Every transaction processed through Velocity-smart’s Smart Collect platform inherits the customer’s existing RBAC, security posture, and audit trail configuration. That means physical IT handovers, peripheral dispensing, and walk-up support interactions all appear in the same audit record as digital ITSM events. For defence organisations building unified logging architectures, that physical-to-digital continuity closes a gap that most IT audit frameworks leave open. Explore the Automation Unboxed platform to see how Velocity-smart connects physical IT workflows to enterprise-grade audit and compliance infrastructure.
FAQ
What is a defence IT audit trail?
A defence IT audit trail is a tamper-evident, chronological record of every significant IT system event, capturing identity, timestamp, action, object, version, context, and integrity proof. It differs from a raw log in that it is designed to be forensically defensible and compliant with frameworks such as CMMC and ITAR.
What are the seven mandatory fields in a compliant audit record?
The seven mandatory fields are identity, timestamp, action, object, version, context, and integrity proof. All seven must be present for an audit record to satisfy CMMC Level 2 requirements and withstand forensic scrutiny.

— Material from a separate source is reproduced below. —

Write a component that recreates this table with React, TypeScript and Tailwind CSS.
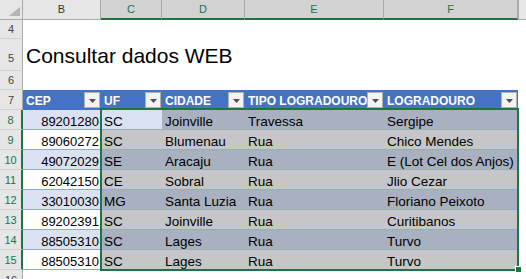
import React from "react";

const COLW = ["w-[78px]", "w-[61px]", "w-[83px]", "w-[139px]", "w-[134px]"];
const LETTERS = ["B", "C", "D", "E", "F"];
const HEAD = ["CEP", "UF", "CIDADE", "TIPO LOGRADOURO", "LOGRADOURO"];

const DATA: string[][] = [
  ["89201280", "SC", "Joinville", "Travessa", "Sergipe"],
  ["89060272", "SC", "Blumenau", "Rua", "Chico Mendes"],
  ["49072029", "SE", "Aracaju", "Rua", "E (Lot Cel dos Anjos)"],
  ["62042150", "CE", "Sobral", "Rua", "Jlio Cezar"],
  ["33010030", "MG", "Santa Luzia", "Rua", "Floriano Peixoto"],
  ["89202391", "SC", "Joinville", "Rua", "Curitibanos"],
  ["88505310", "SC", "Lages", "Rua", "Turvo"],
  ["88505310", "SC", "Lages", "Rua", "Turvo"],
];

function RowHead({ n, sel, h, pb }: { n: number; sel?: boolean; h: string; pb?: string }) {
  return (
    <div
      className={`${h} w-[23px] shrink-0 flex items-end justify-center bg-[#e6e6e6] border-b border-b-[#d0d0d0] text-[11px] leading-none ${
        sel ? "border-r-2 border-r-[#217346] text-[#217346]" : "border-r border-r-[#ababab] text-[#444]"
      } ${pb ?? "pb-[3px]"}`}
    >
      {n}
    </div>
  );
}

function Drop() {
  return (
    <div className="absolute right-[1px] top-[2px] w-[16px] h-[16px] bg-[#f3f3f3] border border-[#b0b0b0] flex items-center justify-center">
      <svg width="7" height="4" viewBox="0 0 7 4" className="mt-[1px]">
        <polygon points="0,0 7,0 3.5,4" fill="#505050" />
      </svg>
    </div>
  );
}

export default function App() {
  return (
    <div className="w-[526px] h-[279px] overflow-hidden bg-white relative font-['Liberation_Sans',Arial,sans-serif] text-black">
      {/* column headers */}
      <div className="flex h-[20px]">
        <div className="w-[23px] shrink-0 bg-[#e6e6e6] border-r border-b border-[#ababab] relative">
          <svg width="13" height="10" viewBox="0 0 13 10" className="absolute left-[8px] top-[7px]">
            <polygon points="12,0 12,9 1,9" fill="#b4b4b4" />
          </svg>
        </div>
        {LETTERS.map((l, i) => (
          <div
            key={l}
            className={`${COLW[i]} shrink-0 flex items-center justify-center text-[11px] border-r border-r-[#ababab] ${
              i === 0
                ? "bg-[#e6e6e6] border-b border-b-[#ababab] text-[#333]"
                : "bg-[#d2d2d2] border-b-2 border-b-[#217346] text-[#217346]"
            }`}
          >
            {l}
          </div>
        ))}
        <div className="flex-1 bg-[#e6e6e6] border-l border-l-[#ababab] border-b border-b-[#ababab]" />
      </div>

      {/* row 4 */}
      <div className="flex">
        <RowHead n={4} h="h-[19px]" />
        <div className="flex-1" />
      </div>
      {/* row 5 */}
      <div className="flex">
        <RowHead n={5} h="h-[32px]" pb="pb-[6px]" />
        <div className="flex-1 flex items-end pl-[3px] pb-[5px] text-[21px] leading-none">Consultar dados WEB</div>
      </div>
      {/* row 6 */}
      <div className="flex">
        <RowHead n={6} h="h-[19px]" />
        <div className="flex-1" />
      </div>
      {/* row 7 header */}
      <div className="flex">
        <RowHead n={7} h="h-[20px]" />
        {HEAD.map((t, i) => (
          <div
            key={t}
            className={`${COLW[i]} shrink-0 h-[20px] relative bg-[#4472c4] text-white font-bold text-[12px] pl-[3px] pt-[3px] leading-[17px] overflow-hidden whitespace-nowrap`}
          >
            {t}
            <Drop />
          </div>
        ))}
        <div className="flex-1" />
      </div>
      {/* data rows */}
      {DATA.map((r, ri) => {
        const band = ri % 2 === 0;
        return (
          <div key={ri} className="flex">
            <RowHead n={8 + ri} sel h="h-[20px]" />
            {r.map((v, ci) => {
              let bg: string;
              if (ci === 0) bg = band ? "bg-[#d9e1f2]" : "bg-white";
              else if (ci === 1 && ri === 0) bg = "bg-[#d9e1f2]";
              else bg = band ? "bg-[#a9b0bf]" : "bg-[#c6c6c6]";
              return (
                <div
                  key={ci}
                  className={`${COLW[ci]} shrink-0 h-[20px] ${bg} border-b border-b-[#8ea9db] pt-[3px] leading-[17px] whitespace-nowrap overflow-hidden ${
                    ci === 0 ? "text-right pr-[2px] text-[13px]" : "pl-[3px] text-[13.5px]"
                  }`}
                >
                  {v}
                </div>
              );
            })}
            <div className="flex-1" />
          </div>
        );
      })}
      {/* row 16 */}
      <div className="flex">
        <RowHead n={16} h="h-[20px]" />
        <div className="flex-1" />
      </div>

      {/* selection overlay */}
      <div className="absolute left-[100px] top-[108px] w-[419px] h-[163px] border-2 border-[#217346] pointer-events-none" />
      <div className="absolute left-[515px] top-[266px] w-[7px] h-[7px] bg-[#217346] border border-white pointer-events-none" />
    </div>
  );
}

How do you prevent audit trail tampering in defence IT systems?
Store audit logs in cryptographically signed, append-only repositories managed by restricted IAM roles. Use sequence numbers to detect missing events and integrate SIEM alerting to flag gaps immediately.
Do AI agents and automated processes need to appear in audit trails?
Regulators expect audit trails to record actions by non-human agents, including identity, action, and the reasoning behind each automated decision. Failure to log AI and automation activity is an increasingly cited deficiency in defence compliance assessments.
How long must defence IT audit trails be retained?
Retention requirements vary by framework and contract, but defence regulations typically require multi-year retention. Tiered storage using hot, warm, and cold tiers balances rapid forensic access with the cost of long-term archiving.